A hallmark for Monster Hunter is the oversized weapons. “That works within the world of the game because you’re playing a character who doesn’t have to obey the laws of gravity,” notes Anderson. “But when you build these oversized weapons for real and are asking human beings to wield them and do complicated fight choreography, it’s not so easy. That’s why I’m glad we had people of the caliber of Tony Jaa, who had to carry a lot of the big weapons and use them. Of the individuals I’ve met, he is the closest to being superhuman. Tony managed to master these giant weapons, which was not easy. When you’re asking the actors not to just wield the weapons but to do it in sand as well, that adds a whole new layer of complexity. Sometimes we made it easier by doing CG replacements of blades so that they would only be holding the hilt. But in a lot of the movie, they’re actually using the full-size weapon.”
“The biggest challenge was representing the creatures so they respected the video game design while also being cinematic,” notes Berardi. “The rest of it was environment work, set extensions and effects simulations, which are things that we’ve done before. But we haven’t run this many creatures into one movie with fans who are religious about them. They’re basically in full daylight except for the Nerscyllas, which are in the underground.”
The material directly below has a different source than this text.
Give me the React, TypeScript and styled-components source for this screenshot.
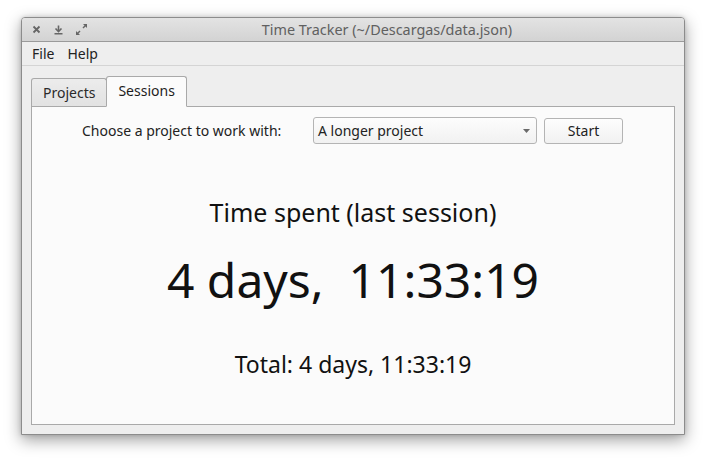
import React from "react";
import styled, { createGlobalStyle } from "styled-components";

const Global = createGlobalStyle`
  html, body { margin: 0; padding: 0; background: #ffffff; }
  body { font-family: "Noto Sans", "Open Sans", sans-serif; }
`;

const Page = styled.div`
  width: 708px;
  height: 458px;
  padding: 17px 24px 0 21px;
  box-sizing: border-box;
`;

const Window = styled.div`
  width: 664px;
  height: 418px;
  box-sizing: border-box;
  border: 1px solid #8c8c8c;
  border-radius: 4px 4px 0 0;
  background: #eeeeee;
  box-shadow: 0 5px 16px rgba(0, 0, 0, 0.38), 0 0 4px rgba(0, 0, 0, 0.15);
  display: flex;
  flex-direction: column;
  overflow: hidden;
`;

const TitleBar = styled.div`
  height: 23px;
  flex: none;
  position: relative;
  display: flex;
  align-items: center;
  justify-content: center;
  background: linear-gradient(#e3e3e3, #d3d3d3);
  border-bottom: 1px solid #9a9a9a;
`;

const TitleButtons = styled.div`
  position: absolute;
  left: 10px;
  top: 0;
  height: 100%;
  display: flex;
  align-items: center;
  gap: 13px;
`;

const TitleText = styled.div`
  font-size: 14.4px;
  color: #606060;
  padding-left: 68px;
`;

const MenuBar = styled.div`
  height: 23px;
  flex: none;
  display: flex;
  align-items: center;
  gap: 13px;
  padding-left: 10px;
  border-bottom: 1px solid #d4d4d4;
  font-size: 14px;
  color: #222;
`;

const MenuItem = styled.span``;

const Body = styled.div`
  flex: 1;
  display: flex;
  flex-direction: column;
  padding: 9px 9px 9px 9px;
`;

const TabRow = styled.div`
  display: flex;
  align-items: flex-end;
  height: 31px;
  position: relative;
  z-index: 1;
`;

const Tab = styled.div<{ $active?: boolean }>`
  box-sizing: border-box;
  height: ${(p) => (p.$active ? 31 : 28)}px;
  padding: 0 11px;
  display: flex;
  align-items: center;
  justify-content: center;
  font-size: 14px;
  color: ${(p) => (p.$active ? "#1e1e1e" : "#2a2a2a")};
  border: 1px solid #a9a9a9;
  border-bottom: ${(p) => (p.$active ? "1px solid #fbfbfb" : "none")};
  border-radius: 3px 3px 0 0;
  background: ${(p) => (p.$active ? "#fbfbfb" : "linear-gradient(#ececec, #e2e2e2)")};
  margin-bottom: ${(p) => (p.$active ? -1 : 0)}px;
  padding-bottom: ${(p) => (p.$active ? 3 : 0)}px;
  margin-left: ${(p) => (p.$active ? -1 : 0)}px;
`;

const Pane = styled.div`
  flex: 1;
  box-sizing: border-box;
  border: 1px solid #a9a9a9;
  background: #fbfbfb;
  display: flex;
  flex-direction: column;
  align-items: center;
`;

const ChooserRow = styled.div`
  align-self: stretch;
  display: flex;
  align-items: center;
  padding: 10px 51px 0 50px;
  font-size: 14px;
  color: #222;
`;

const Label = styled.div`
  flex: 1;
`;

const Combo = styled.div`
  width: 224px;
  height: 27px;
  box-sizing: border-box;
  border: 1px solid #b4b4b4;
  border-radius: 3px;
  background: linear-gradient(#fdfdfd, #f1f1f1);
  display: flex;
  align-items: center;
  padding: 0 6px 0 4px;
  margin-right: 7px;
`;

const ComboText = styled.span`
  flex: 1;
`;

const Button = styled.div`
  width: 79px;
  height: 26px;
  box-sizing: border-box;
  border: 1px solid #b4b4b4;
  border-radius: 3px;
  background: linear-gradient(#fdfdfd, #f1f1f1);
  display: flex;
  align-items: center;
  justify-content: center;
`;

const Heading = styled.div<{ $size: number; $top: number }>`
  font-size: ${(p) => p.$size}px;
  color: #111;
  margin-top: ${(p) => p.$top}px;
  line-height: 1.2;
  white-space: pre;
`;

const CloseIcon = () => (
  <svg width="9" height="9" viewBox="0 0 9 9">
    <path d="M1.5 1.5 L7.5 7.5 M7.5 1.5 L1.5 7.5" stroke="#666" strokeWidth="1.8" />
  </svg>
);

const MinIcon = () => (
  <svg width="9" height="10" viewBox="0 0 9 10">
    <path d="M4.5 0.5 V6" stroke="#666" strokeWidth="1.6" />
    <path d="M1.5 3.5 L4.5 6.5 L7.5 3.5" stroke="#666" strokeWidth="1.6" fill="none" />
    <path d="M0.5 8.8 H8.5" stroke="#666" strokeWidth="1.6" />
  </svg>
);

const MaxIcon = () => (
  <svg width="12" height="11" viewBox="0 0 12 11">
    <path d="M11 0 L7 0 L11 4 Z" fill="#666" />
    <path d="M10 1 L7 4" stroke="#666" strokeWidth="1.5" />
    <path d="M0 11 L0 7 L4 11 Z" fill="#666" />
    <path d="M1 10 L4 7" stroke="#666" strokeWidth="1.5" />
  </svg>
);

const Arrow = () => (
  <svg width="7" height="4" viewBox="0 0 7 4">
    <path d="M0 0 H7 L3.5 4 Z" fill="#6a6a6a" />
  </svg>
);

export default function App() {
  return (
    <>
      <Global />
      <Page>
        <Window>
          <TitleBar>
            <TitleButtons>
              <CloseIcon />
              <MinIcon />
              <MaxIcon />
            </TitleButtons>
            <TitleText>Time Tracker (~/Descargas/data.json)</TitleText>
          </TitleBar>
          <MenuBar>
            <MenuItem>File</MenuItem>
            <MenuItem>Help</MenuItem>
          </MenuBar>
          <Body>
            <TabRow>
              <Tab>Projects</Tab>
              <Tab $active>Sessions</Tab>
            </TabRow>
            <Pane>
              <ChooserRow>
                <Label>Choose a project to work with:</Label>
                <Combo>
                  <ComboText>A longer project</ComboText>
                  <Arrow />
                </Combo>
                <Button>Start</Button>
              </ChooserRow>
              <Heading $size={25} $top={53}>Time spent (last session)</Heading>
              <Heading $size={48} $top={24}>{"4 days,  11:33:19"}</Heading>
              <Heading $size={23} $top={42}>Total: 4 days, 11:33:19</Heading>
            </Pane>
          </Body>
        </Window>
      </Page>
    </>
  );
}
Anderson is proud of the seamless blending of practical and digital elements. “When people [actually] go to inhospitable places in movies, they’re usually not visual effects films. Visual effects films tend to create the exotic places in the computer, so there’s always a synthetic feel to them. This combination of real tough location photography with cutting-edge visual effects is quite fresh and new, and is something I’m excited for people to see.”